Mailing yourself a sealed envelope containing your invention does not protect you legally. Courts do not accept it. Here is what the “poor man’s patent” actually is, why it fails, and what modern alternatives provide genuine, court-ready proof of your invention date.

Updated March 202610 min readWritten by the immut team

Key Takeaway

The “poor man’s patent” has no legal standing in the UK, US, or EU. Postal envelopes can be opened and resealed; courts know this and do not accept them as evidence. The modern equivalent — a blockchain timestamp — achieves what the poor man's patent was trying to do, but actually works: immutable, tamper-proof, globally verifiable proof of invention date for £10-50.

The “poor man’s patent” is one of the most persistent myths in intellectual property. It has been passed around by inventors for decades, seemingly offering a free way to establish an invention date without the cost and complexity of formal patent filing.

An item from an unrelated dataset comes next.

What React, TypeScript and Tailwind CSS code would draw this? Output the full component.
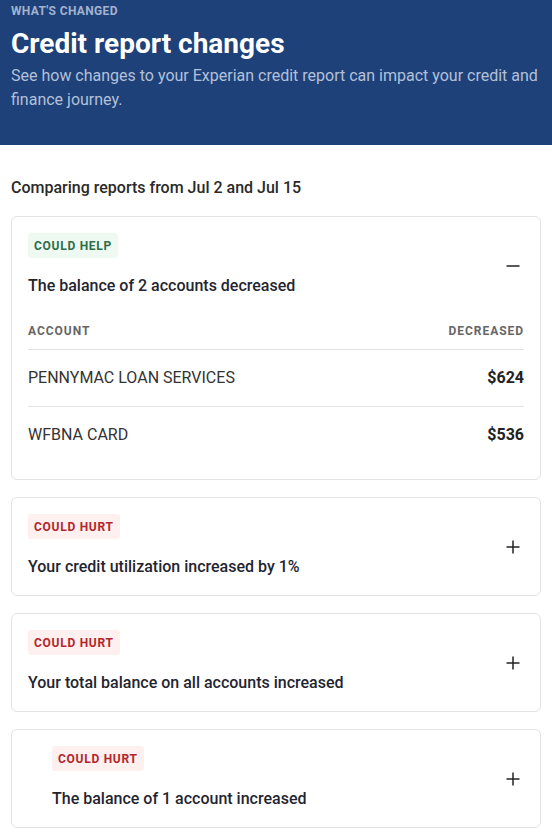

The problem is simple: it does not work. Patent attorneys and IP lawyers universally describe it as a myth. Courts do not accept it. And anyone who has relied on it in an IP dispute has found themselves without the protection they thought they had.

What the concept is reaching for — affordable proof of invention date — is genuinely achievable. Just not through sealed envelopes.

What has changed is that there is now an affordable alternative that actually works. A blockchain timestamp costs £10-50, takes 60 seconds, and has been accepted as conclusive proof of ownership by courts in France, Italy, China, and the United States. The poor man’s patent failed because it was never legally robust. Its replacement exists — and it’s cheaper than the original.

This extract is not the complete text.